A Jackery power station on a picnic table with a laptop, phone, and string lights plugged in at a campsite at dusk

Best for Full-Time RVers: Bluetti AC200MAX

Full-timers need serious capacity, rock-solid reliability, and the ability to grow the system over time. The Bluetti AC200MAX checks every box.

Key Specs:
Capacity: 2,048 Wh (expandable to 8,192 Wh)
Output: 2,200W continuous (4,800W surge)
Solar Input: Up to 900W
Weight: 61.9 lbs
Battery: LiFePO4, 3,500+ cycles
Ports: 16 total outputs, including 30A RV plug

The killer feature for RVers is that 30A TT-30 outlet and the 12V/30A DC output. You can wire this directly into your RV’s electrical system, which means your existing outlets and switches work normally – your rig doesn’t even know it’s running off a power station instead of shore power.

The expansion potential here is wild. Two B230 or B300 batteries bring you to 8,192 Wh, which is enough to run a small RV’s entire electrical load for 2-3 days without any solar input at all. Add panels and you could theoretically stay off-grid indefinitely (weather permitting).
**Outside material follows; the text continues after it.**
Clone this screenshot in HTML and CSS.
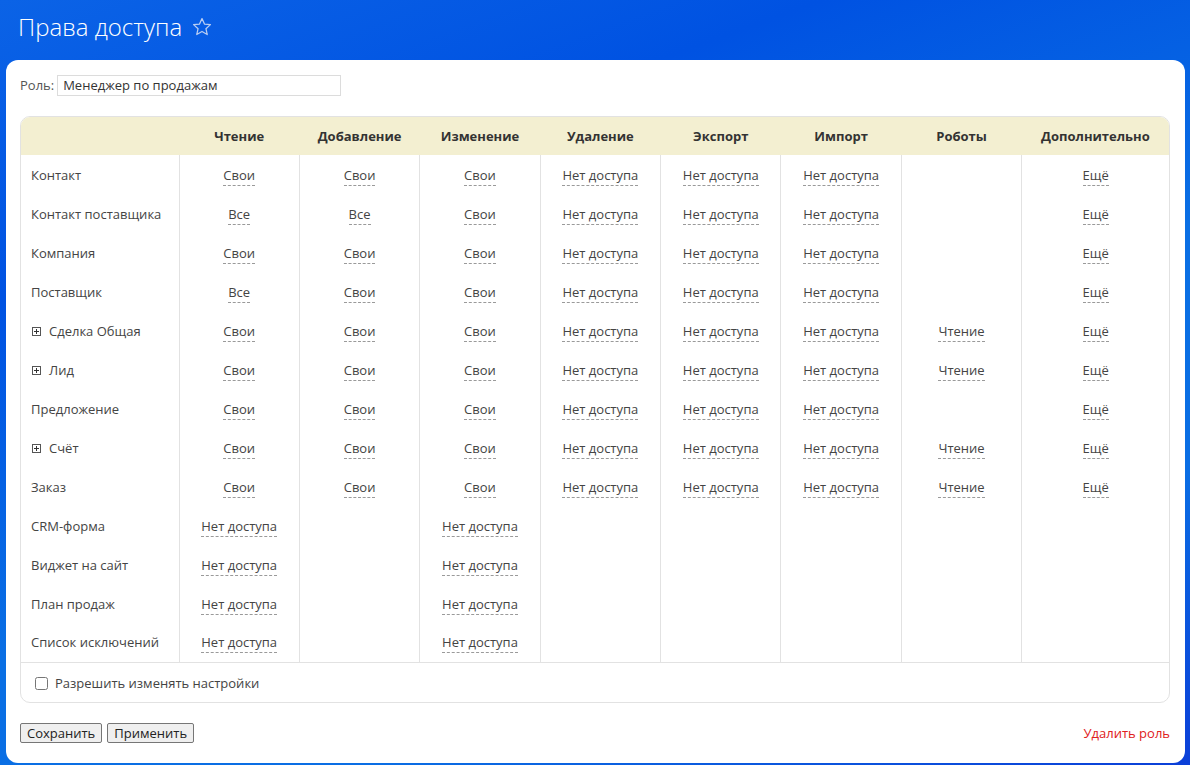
FILE: index.html
```html
<!DOCTYPE html>
<html lang="ru">
<head>
<meta charset="utf-8">
<title>Права доступа</title>
<link rel="stylesheet" href="styles.css">
</head>
<body>
<div class="page">
  <header class="topbar">
    <h1 class="title">Права доступа</h1>
    <svg class="star" width="22" height="22" viewBox="0 0 24 24"><path d="M12 2.8l2.7 6 6.5.6-4.9 4.4 1.4 6.4L12 16.9l-5.7 3.3 1.4-6.4-4.9-4.4 6.5-.6z" fill="none" stroke="#b9cdf2" stroke-width="1.4" stroke-linejoin="round"/></svg>
  </header>
  <main class="card">
    <div class="role">
      <label class="role-label">Роль:</label>
      <input class="role-input" type="text" value="Менеджер по продажам">
    </div>
    <div class="grid-wrap">
      <table class="grid">
        <colgroup>
          <col class="c-name"><col class="c-perm"><col class="c-perm"><col class="c-perm"><col class="c-perm"><col class="c-perm"><col class="c-perm"><col class="c-perm"><col class="c-more">
        </colgroup>
        <thead>
          <tr>
            <th></th><th>Чтение</th><th>Добавление</th><th>Изменение</th><th>Удаление</th><th>Экспорт</th><th>Импорт</th><th>Роботы</th><th>Дополнительно</th>
          </tr>
        </thead>
        <tbody>
          <tr><td class="name">Контакт</td><td><a>Свои</a></td><td><a>Свои</a></td><td><a>Свои</a></td><td><a>Нет доступа</a></td><td><a>Нет доступа</a></td><td><a>Нет доступа</a></td><td></td><td><a>Ещё</a></td></tr>
          <tr><td class="name">Контакт поставщика</td><td><a>Все</a></td><td><a>Все</a></td><td><a>Свои</a></td><td><a>Нет доступа</a></td><td><a>Нет доступа</a></td><td><a>Нет доступа</a></td><td></td><td><a>Ещё</a></td></tr>
          <tr><td class="name">Компания</td><td><a>Свои</a></td><td><a>Свои</a></td><td><a>Свои</a></td><td><a>Нет доступа</a></td><td><a>Нет доступа</a></td><td><a>Нет доступа</a></td><td></td><td><a>Ещё</a></td></tr>
          <tr><td class="name">Поставщик</td><td><a>Все</a></td><td><a>Свои</a></td><td><a>Свои</a></td><td><a>Нет доступа</a></td><td><a>Нет доступа</a></td><td><a>Нет доступа</a></td><td></td><td><a>Ещё</a></td></tr>
          <tr><td class="name"><span class="plus"></span>Сделка Общая</td><td><a>Свои</a></td><td><a>Свои</a></td><td><a>Свои</a></td><td><a>Нет доступа</a></td><td><a>Нет доступа</a></td><td><a>Нет доступа</a></td><td><a>Чтение</a></td><td><a>Ещё</a></td></tr>
          <tr><td class="name"><span class="plus"></span>Лид</td><td><a>Свои</a></td><td><a>Свои</a></td><td><a>Свои</a></td><td><a>Нет доступа</a></td><td><a>Нет доступа</a></td><td><a>Нет доступа</a></td><td><a>Чтение</a></td><td><a>Ещё</a></td></tr>
          <tr><td class="name">Предложение</td><td><a>Свои</a></td><td><a>Свои</a></td><td><a>Свои</a></td><td><a>Нет доступа</a></td><td><a>Нет доступа</a></td><td><a>Нет доступа</a></td><td></td><td><a>Ещё</a></td></tr>
          <tr><td class="name"><span class="plus"></span>Счёт</td><td><a>Свои</a></td><td><a>Свои</a></td><td><a>Свои</a></td><td><a>Нет доступа</a></td><td><a>Нет доступа</a></td><td><a>Нет доступа</a></td><td><a>Чтение</a></td><td><a>Ещё</a></td></tr>
          <tr><td class="name">Заказ</td><td><a>Свои</a></td><td><a>Свои</a></td><td><a>Свои</a></td><td><a>Нет доступа</a></td><td><a>Нет доступа</a></td><td><a>Нет доступа</a></td><td><a>Чтение</a></td><td><a>Ещё</a></td></tr>
          <tr><td class="name">CRM-форма</td><td><a>Нет доступа</a></td><td></td><td><a>Нет доступа</a></td><td></td><td></td><td></td><td></td><td></td></tr>
          <tr><td class="name">Виджет на сайт</td><td><a>Нет доступа</a></td><td></td><td><a>Нет доступа</a></td><td></td><td></td><td></td><td></td><td></td></tr>
          <tr><td class="name">План продаж</td><td><a>Нет доступа</a></td><td></td><td><a>Нет доступа</a></td><td></td><td></td><td></td><td></td><td></td></tr>
          <tr><td class="name">Список исключений</td><td><a>Нет доступа</a></td><td></td><td><a>Нет доступа</a></td><td></td><td></td><td></td><td></td><td></td></tr>
        </tbody>
        <tfoot>
          <tr><td colspan="9" class="foot"><label class="check"><input type="checkbox"><span>Разрешить изменять настройки</span></label></td></tr>
        </tfoot>
      </table>
    </div>
    <div class="actions">
      <div class="buttons">
        <button class="btn" type="button">Сохранить</button>
        <button class="btn" type="button">Применить</button>
      </div>
      <a class="delete">Удалить роль</a>
    </div>
  </main>
</div>
</body>
</html>
```
FILE: styles.css
```css
* { box-sizing: border-box; }
html, body { margin: 0; height: 100%; }
body {
  font-family: "Open Sans", "Liberation Sans", sans-serif;
  font-size: 13px;
  color: #333;
  background: linear-gradient(160deg, #0b63e6 0%, #0052e2 25%, #0a6fe4 55%, #0a6ee4 75%, #0b3fd8 100%);
  overflow: hidden;
}
.page { padding: 0 5px 0 6px; }
.topbar {
  height: 60px;
  display: flex;
  align-items: center;
  padding: 0 0 8px 12px;
}
.title {
  margin: 0;
  font-size: 24px;
  font-weight: 300;
  color: #fff;
  letter-spacing: 0;
}
.star { margin-left: 9px; margin-top: 1px; }
.card {
  background: #fff;
  border-radius: 12px;
  padding: 14px 15px 17px 14px;
  height: 703px;
}
.role { display: flex; align-items: center; height: 22px; }
.role-label { color: #555; margin-right: 3px; }
.role-input {
  width: 284px;
  height: 21px;
  border: 1px solid #dcdcdc;
  font-family: inherit;
  font-size: 13px;
  color: #333;
  padding: 0 5px;
  outline: none;
}
.grid-wrap {
  margin-top: 20px;
  border: 1px solid #e2e2e2;
  border-radius: 10px;
  overflow: hidden;
}
.grid {
  width: 100%;
  border-collapse: collapse;
  table-layout: fixed;
}
.c-name { width: 158px; }
.c-perm { width: 120.4px; }
.c-more { width: auto; }
.grid thead th {
  background: #f3efd1;
  height: 38px;
  font-weight: 700;
  font-size: 13px;
  color: #333;
  text-align: center;
  padding: 0;
}
.grid tbody td {
  height: 39px;
  text-align: center;
  padding: 0;
  border-left: 1px solid #e2e2e2;
  vertical-align: middle;
}
.grid tbody td.name {
  border-left: none;
  text-align: left;
  padding-left: 10px;
  color: #444;
}
.grid tbody td a {
  color: #444;
  border-bottom: 1px dashed #9a9a9a;
  padding-bottom: 1px;
  cursor: pointer;
}
.plus {
  display: inline-block;
  width: 9px;
  height: 9px;
  border: 1px solid #555;
  margin: 0 8px 0 1px;
  position: relative;
  vertical-align: -0px;
}
.plus::before, .plus::after {
  content: "";
  position: absolute;
  background: #333;
}
.plus::before { left: 1px; right: 1px; top: 3px; height: 1px; }
.plus::after { top: 1px; bottom: 1px; left: 3px; width: 1px; }
.grid tfoot td.foot {
  border-top: 1px solid #e2e2e2;
  height: 40px;
  padding: 3px 0 0 14px;
}
.check { display: inline-flex; align-items: center; color: #444; }
.check input { margin: 0 7px 0 0; width: 13px; height: 13px; }
.actions {
  display: flex;
  justify-content: space-between;
  align-items: center;
  margin-top: 20px;
}
.buttons { display: flex; gap: 5px; }
.btn {
  font-family: inherit;
  font-size: 13px;
  color: #222;
  background: #efefef;
  border: 1px solid #767676;
  border-radius: 2px;
  height: 20px;
  padding: 0 6px;
  line-height: 16px;
}
.delete { color: #e02020; cursor: pointer; }
```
At nearly 62 lbs for the base unit, you’ll want to find it a permanent home inside your rig. Most full-timers mount it in a basement compartment or under a dinette seat.

Comparison Table

Feature EcoFlow DELTA 2 Max Jackery Explorer 1000 Plus Bluetti AC200MAX
Capacity 2,048 Wh 1,264 Wh 2,048 Wh
Max Expanded 6,144 Wh 5,024 Wh 8,192 Wh
Output 2,400W (3,400W boost) 2,000W (4,000W surge) 2,200W (4,800W surge)
Solar Input 1,000W 800W 900W
Weight 50.7 lbs 31.5 lbs 61.9 lbs
Battery Cycles 3,000+ 4,000+ 3,500+
AC Charge Time ~1.1 hours ~100 min ~3.5 hours
30A RV Plug No No Yes
Best For All-rounders Weekend campers Full-timers

Solar Panel Pairing Guide

A power station without solar panels is just a really expensive battery. Here’s how to pair them for actual off-grid independence:

Match your solar input to the station. The DELTA 2 Max accepts up to 1,000W solar, so two EcoFlow 220W panels (440W total) will recharge it in about 5 hours of good sun. Four panels get you closer to 3 hours.

Brand matching matters (sometimes). Jackery’s SolarSaga 200W panels use proprietary connectors that work seamlessly with the Explorer 1000 Plus. Bluetti’s PV200 panels are designed for the AC200MAX’s input specs. Mixing brands usually works with adapter cables, but you lose the plug-and-play simplicity.

How many panels do you need? A good rule of thumb:
Weekend trips: 200-400W of solar keeps you topped off
Extended boondocking (1-2 weeks): 400-600W ensures you can replenish daily use
Full-time off-grid: 600W+ and you’ll rarely worry about power

Placement tips: Angle panels toward the sun (not flat on the ground), clean them regularly, and remember that even partial shade on one cell can tank the output of the whole panel. A long cable extension so you can put panels in the sun while your RV stays in the shade is worth every penny.

Solar panels set up in the sun next to a parked RV in a desert boondocking location

FAQ

Can a portable power station run my RV air conditioner?
Short answer: kind of. A typical RV rooftop A/C pulls 1,200-1,500W while running and surges to 2,500-3,000W on startup. The DELTA 2 Max and AC200MAX can handle the surge, but a 2,048 Wh battery will only run the A/C for about 1-1.5 hours. For overnight cooling, you’d need serious expansion batteries and very strong solar the next day. Most boondockers use a 12V fan or portable evaporative cooler instead.

How long will a power station run my CPAP machine?
A CPAP typically draws 30-60W depending on pressure settings and whether you use a heated humidifier. On the Jackery Explorer 1000 Plus (1,264 Wh), you’re looking at 20-40 hours of runtime – easily multiple nights on a single charge. This is honestly one of the best use cases for portable power stations.

Is it worth buying solar panels, or should I just recharge at campgrounds?
If you boondock more than a few times a year, solar pays for itself fast. A campground with hookups runs $30-50/night in most places. Two or three weekends of boondocking with solar instead of paying for hookups and you’ve covered the panel cost. Plus, you’re not tied to campground reservations, which in 2026 is half the battle.

Can I charge a power station while driving my RV?
Yes. All three stations in this guide can charge from a 12V vehicle outlet, though it’s slow (usually 100-200W). For faster charging on the road, some RVers wire a dedicated circuit from their alternator to the power station’s DC input. The EcoFlow and Bluetti units also support simultaneous charging from multiple sources, so you can trickle-charge from the vehicle while also pulling from a panel on the roof.


Portable power stations have completely changed the boondocking equation. What used to require a noisy, smelly generator or a complex DIY battery bank now fits in a box with a handle on it. Whether you’re a weekend warrior who wants to keep the fridge cold and the coffee hot, or a full-timer chasing sunsets across BLM land, there’s a station on this list that fits your setup and your budget.

Grab some solar panels, find a spot with a view, and let the sun do the work. That’s what off-grid camping is supposed to feel like.